‘Take shorter showers and air out your clothes instead of washing them!’ EC vice-president tells citizens

European Commissioner for European Green Deal Frans Timmermans arrives for the European Commission weekly College Meeting at EU headquarters in Brussels, Wednesday, March 30, 2022. The European Union is warning consumers to stop using their clothing like throwaway tissues and is planning measures to counter the spiraling use of polluting "fast fashion." (Kenzo Tribouillard, Pool Photo via AP)
By Dénes Albert
2 Min Read

The vice-president of the European Commission has suggested that European citizens should support the EU’s embargoes against Russia by showering less and airing out their clothes instead of washing them.

Frans Timmermans, the Dutch vice-president of the bloc’s executive body, offered the bizarre remarks at a meeting of the European Parliament’s Environment Committee.

“Heat less, ride a bike and air out your clothes instead of washing them,” Timmermans told the committee responsible for green change. According to the Dutch politician, it is necessary for the population to take such action to support the punitive measures being taken against Russia following its invasion of Ukraine on Feb. 24.

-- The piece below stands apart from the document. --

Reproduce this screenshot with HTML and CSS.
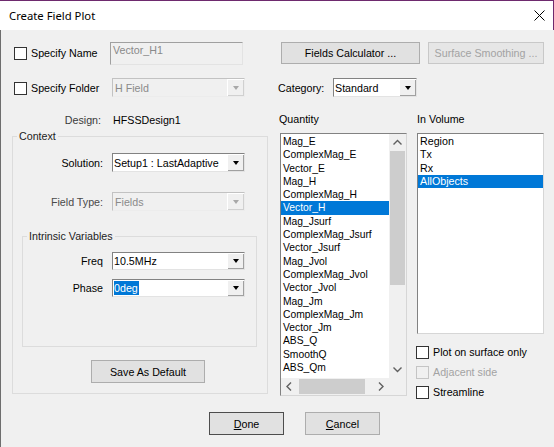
FILE: index.html
```html
<!DOCTYPE html>
<html>
<head>
<meta charset="utf-8">
<title>Create Field Plot</title>
<link rel="stylesheet" href="styles.css">
</head>
<body>
<div class="window">
  <div class="titlebar">
    <span class="title">Create Field Plot</span>
    <svg class="close" width="11" height="11" viewBox="0 0 11 11"><path d="M0.5 0.5L10.5 10.5M10.5 0.5L0.5 10.5" stroke="#000" stroke-width="1" fill="none"/></svg>
  </div>
  <div class="client">
    <div class="row row-a">
      <div class="left-a">
        <span class="cb cb-a"></span><span class="cb-label w-name">Specify Name</span>
        <div class="edit disabled">Vector_H1</div>
      </div>
      <button class="btn calc">Fields Calculator ...</button>
      <button class="btn smooth disabled">Surface Smoothing ...</button>
    </div>

    <div class="row row-b">
      <div class="left-b">
        <span class="cb cb-b"></span><span class="cb-label w-folder">Specify Folder</span>
        <div class="combo disabled w133"><span class="combo-text">H Field</span><span class="combo-btn"><i class="tri"></i></span></div>
      </div>
      <span class="cat-label">Category:</span>
      <div class="combo w84"><span class="combo-text">Standard</span><span class="combo-btn"><i class="tri"></i></span></div>
    </div>

    <div class="section">
      <div class="col-l">
        <div class="design-row"><span class="design-label">Design:</span><span class="design-value">HFSSDesign1</span></div>
        <fieldset class="group context">
          <legend>Context</legend>
          <div class="frow">
            <span class="flabel ctx-label">Solution:</span>
            <div class="combo w133"><span class="combo-text">Setup1 : LastAdaptive</span><span class="combo-btn"><i class="tri"></i></span></div>
          </div>
          <div class="frow frow-gap">
            <span class="flabel ctx-label dim">Field Type:</span>
            <div class="combo disabled w133"><span class="combo-text">Fields</span><span class="combo-btn"><i class="tri"></i></span></div>
          </div>
          <fieldset class="group intrinsic">
            <legend>Intrinsic Variables</legend>
            <div class="frow frow-s">
              <span class="flabel int-label">Freq</span>
              <div class="combo w133 h18"><span class="combo-text">10.5MHz</span><span class="combo-btn"><i class="tri"></i></span></div>
            </div>
            <div class="frow frow-s frow-gap2">
              <span class="flabel int-label">Phase</span>
              <div class="combo w133 h18"><span class="combo-text"><span class="seltext">0deg</span></span><span class="combo-btn"><i class="tri"></i></span></div>
            </div>
          </fieldset>
          <button class="btn save">Save As Default</button>
        </fieldset>
      </div>

      <div class="col-m">
        <div class="col-label">Quantity</div>
        <div class="listbox qlist">
          <div class="items qitems">
            <div class="item">Mag_E</div>
            <div class="item">ComplexMag_E</div>
            <div class="item">Vector_E</div>
            <div class="item">Mag_H</div>
            <div class="item">ComplexMag_H</div>
            <div class="item sel">Vector_H</div>
            <div class="item">Mag_Jsurf</div>
            <div class="item">ComplexMag_Jsurf</div>
            <div class="item">Vector_Jsurf</div>
            <div class="item">Mag_Jvol</div>
            <div class="item">ComplexMag_Jvol</div>
            <div class="item">Vector_Jvol</div>
            <div class="item">Mag_Jm</div>
            <div class="item">ComplexMag_Jm</div>
            <div class="item">Vector_Jm</div>
            <div class="item">ABS_Q</div>
            <div class="item">SmoothQ</div>
            <div class="item">ABS_Qm</div>
          </div>
          <div class="vscroll">
            <span class="arrow"><svg width="17" height="17" viewBox="0 0 17 17"><path d="M4.5 10.5L8.5 6.5L12.5 10.5" stroke="#606060" stroke-width="1.4" fill="none"/></svg></span>
            <span class="vthumb"></span>
            <span class="spacer"></span>
            <span class="arrow"><svg width="17" height="17" viewBox="0 0 17 17"><path d="M4.5 6.5L8.5 10.5L12.5 6.5" stroke="#606060" stroke-width="1.4" fill="none"/></svg></span>
          </div>
          <div class="hscroll">
            <span class="arrow"><svg width="17" height="17" viewBox="0 0 17 17"><path d="M10 4.5L6 8.5L10 12.5" stroke="#606060" stroke-width="1.4" fill="none"/></svg></span>
            <span class="hthumb"></span>
            <span class="spacer"></span>
            <span class="arrow"><svg width="17" height="17" viewBox="0 0 17 17"><path d="M7 4.5L11 8.5L7 12.5" stroke="#606060" stroke-width="1.4" fill="none"/></svg></span>
          </div>
          <div class="corner"></div>
        </div>
      </div>

      <div class="col-r">
        <div class="col-label">In Volume</div>
        <div class="listbox vlist">
          <div class="items vitems">
            <div class="item">Region</div>
            <div class="item">Tx</div>
            <div class="item">Rx</div>
            <div class="item sel">AllObjects</div>
          </div>
        </div>
        <div class="checks">
          <div class="check-row"><span class="cb"></span><span class="cb-label">Plot on surface only</span></div>
          <div class="check-row disabled"><span class="cb"></span><span class="cb-label">Adjacent side</span></div>
          <div class="check-row"><span class="cb"></span><span class="cb-label">Streamline</span></div>
        </div>
      </div>
    </div>

    <div class="row row-bottom">
      <button class="btn done"><u>D</u>one</button>
      <button class="btn cancel"><u>C</u>ancel</button>
    </div>
  </div>
</div>
</body>
</html>
```

FILE: styles.css
```css
* { box-sizing: border-box; }
html, body { margin: 0; padding: 0; }
body {
  width: 554px;
  height: 447px;
  overflow: hidden;
  background: #f0f0f0;
  font-family: "Liberation Sans", Arial, sans-serif;
  font-size: 10.7px;
  color: #000;
}
.window {
  width: 554px;
  height: 447px;
  display: flex;
  flex-direction: column;
}
.titlebar {
  height: 30px;
  flex: none;
  background: #fff;
  box-shadow: inset 0 1px 0 #6e2a6e, inset -1px 0 0 #6e2a6e;
  display: flex;
  align-items: center;
  padding-left: 9px;
  padding-top: 1px;
}
.title {
  flex: 1;
  font-family: "Noto Sans", "Liberation Sans", sans-serif;
  font-size: 11.3px;
}
.close { margin-right: 9px; }
.client {
  flex: 1;
  box-shadow: inset 1px 0 0 #6e6e6e;
}

.row { display: flex; align-items: flex-start; }
.row-a { margin-top: 12px; height: 23px; }
.row-b { margin-top: 13px; height: 19px; align-items: center; }

.left-a { width: 281px; display: flex; align-items: flex-start; padding-left: 14px; }
.left-b { width: 278px; display: flex; align-items: flex-start; padding-left: 14px; }

.cb {
  width: 13px;
  height: 13px;
  flex: none;
  background: #fff;
  border: 1px solid #333;
}
.cb-a { margin-top: 5px; }
.cb-b { margin-top: 4px; }
.cb-label { margin-left: 4px; line-height: 13px; white-space: nowrap; }
.w-name { width: 79px; margin-top: 5px; }
.w-folder { width: 81px; margin-top: 4px; }

.edit {
  width: 133px;
  height: 23px;
  border: 1px solid;
  border-color: #a0a0a0 #e3e3e3 #e3e3e3 #a0a0a0;
  padding: 1px 2px;
  line-height: 13px;
  background: #fff;
}
.edit.disabled { background: #f0f0f0; color: #8a8a8a; }

.btn {
  font: inherit;
  color: #000;
  background: #e1e1e1;
  border: 1px solid #adadad;
  padding: 0;
  margin: 0;
  text-align: center;
}
.btn.disabled { background: #e6e6e6; border-color: #c8c8c8; color: #a3a3a3; }
.calc { width: 139px; height: 22px; }
.smooth { width: 116px; height: 22px; margin-left: 8px; }

.combo {
  display: flex;
  height: 19px;
  border: 1px solid;
  border-color: #828282 #e3e3e3 #e3e3e3 #828282;
  background: #fff;
}
.combo.h18 { height: 18px; }
.w133 { width: 133px; }
.w84 { width: 84px; }
.combo-text {
  flex: 1;
  padding-left: 1px;
  display: flex;
  align-items: center;
  white-space: nowrap;
  overflow: hidden;
}
.combo-btn {
  width: 17px;
  flex: none;
  background: #f0f0f0;
  display: flex;
  align-items: center;
  justify-content: center;
  box-shadow: inset 1px 1px 0 #fff, inset -1px -1px 0 #a0a0a0;
}
.tri {
  width: 0;
  height: 0;
  border-left: 3.5px solid transparent;
  border-right: 3.5px solid transparent;
  border-top: 4px solid #000;
}
.combo.disabled { background: #f0f0f0; border-color: #c2c2c2 #ececec #ececec #c2c2c2; }
.combo.disabled .combo-text { color: #8a8a8a; padding-left: 2px; }
.combo.disabled .tri { border-top-color: #a8a8a8; }
.combo.disabled .combo-btn { box-shadow: inset 1px 1px 0 #fff, inset -1px -1px 0 #d0d0d0; }
.seltext { background: #0078d7; color: #fff; line-height: 14px; padding-right: 1px; }

.cat-label { width: 55px; white-space: nowrap; }

.section { display: flex; margin-top: 16px; height: 283px; }
.col-l { width: 279px; flex: none; }
.col-m { width: 137px; flex: none; }
.col-r { width: 138px; flex: none; }

.design-row { height: 14px; line-height: 14px; display: flex; }
.design-label { width: 101px; text-align: right; color: #3a3a3a; }
.design-value { margin-left: 12px; }

.group {
  margin: 0;
  padding: 0;
  border: 1px solid #dcdcdc;
  min-width: 0;
}
.group legend {
  padding: 0 2px;
  margin-left: 4px;
  line-height: 14px;
  height: 14px;
  color: #222;
}
.context {
  margin-left: 12px;
  margin-top: 2px;
  width: 256px;
  padding-top: 10px;
  padding-bottom: 10px;
}
.intrinsic {
  margin-left: 9px;
  margin-top: 18px;
  width: 235px;
  padding-top: 9px;
  padding-bottom: 49px;
}
.frow { display: flex; align-items: center; height: 19px; }
.frow-s { height: 18px; }
.frow-gap { margin-top: 20px; }
.frow-gap2 { margin-top: 9px; }
.flabel { text-align: right; white-space: nowrap; margin-right: 9px; }
.ctx-label { width: 90px; }
.int-label { width: 80px; }
.dim { color: #4a4a4a; }
.save { display: block; margin-top: 13px; margin-left: 78px; width: 114px; height: 23px; }

.col-label { height: 13px; line-height: 13px; white-space: nowrap; }
.col-m .col-label { margin-left: 0; }
.col-r .col-label { margin-left: 1px; }

.listbox {
  margin-top: 7px;
  margin-left: 1px;
  width: 127px;
  border: 1px solid;
  border-color: #828282 #d6d6d6 #d6d6d6 #828282;
  background: #fff;
}
.qlist {
  height: 263px;
  display: grid;
  grid-template-columns: minmax(0, 1fr) 17px;
  grid-template-rows: minmax(0, 1fr) 17px;
}
.vlist { height: 201px; }
.items { overflow: hidden; padding-top: 1px; min-height: 0; }
.qitems { font-size: 10.3px; }
.item {
  height: 13.3px;
  line-height: 13.3px;
  padding-left: 2px;
  white-space: nowrap;
}
.item.sel { background: #0078d7; color: #fff; }

.vscroll {
  background: #f0f0f0;
  display: flex;
  flex-direction: column;
  min-height: 0;
}
.hscroll {
  background: #f0f0f0;
  display: flex;
}
.corner { background: #f0f0f0; }
.arrow { width: 17px; height: 17px; flex: none; display: block; }
.arrow svg { display: block; }
.spacer { flex: 1; }
.vthumb { height: 134px; margin: 0 1px; background: #cdcdcd; flex: none; }
.hthumb { width: 66px; margin: 1px 0 1px 1px; background: #cdcdcd; flex: none; }

.checks { margin-top: 12px; display: flex; flex-direction: column; gap: 7px; }
.check-row { display: flex; align-items: center; height: 13px; }
.check-row .cb-label { margin-left: 4px; }
.check-row.disabled .cb { border-color: #c4c4c4; background: #f0f0f0; }
.check-row.disabled .cb-label { color: #a3a3a3; }

.row-bottom { margin-top: 16px; padding-left: 209px; }
.done { width: 75px; height: 23px; border-color: #4d4d4d; }
.cancel { width: 75px; height: 23px; margin-left: 21px; }
```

Edina Tóth, MEP of Fidesz, asked the following question at the meeting of the European Parliament’s Environment Committee on Thursday:

“From May, it is forbidden to cool below 25 degrees in schools and public buildings in Italy, and to heat public buildings above 19 degrees in winter. At the beginning of the session, Timmermans asked citizens to turn off the heating in their homes. Is the EU initiating similar measures at European level? And do you want to prescribe how many degrees they want to heat the buildings? In practice, how do they want to control this?”

In response, Timmermans rejected the notion he was exerting undue pressure on European households through his advice, insisting instead the he was merely telling his “fellow citizens that they too could do something to move less money into Putin’s pocket.

“Of course, they can also choose not to do anything, but they can also choose to heat less, go by bike not by car, take shorter showers, and air out their clothes instead of washing them,” the Dutch politician added.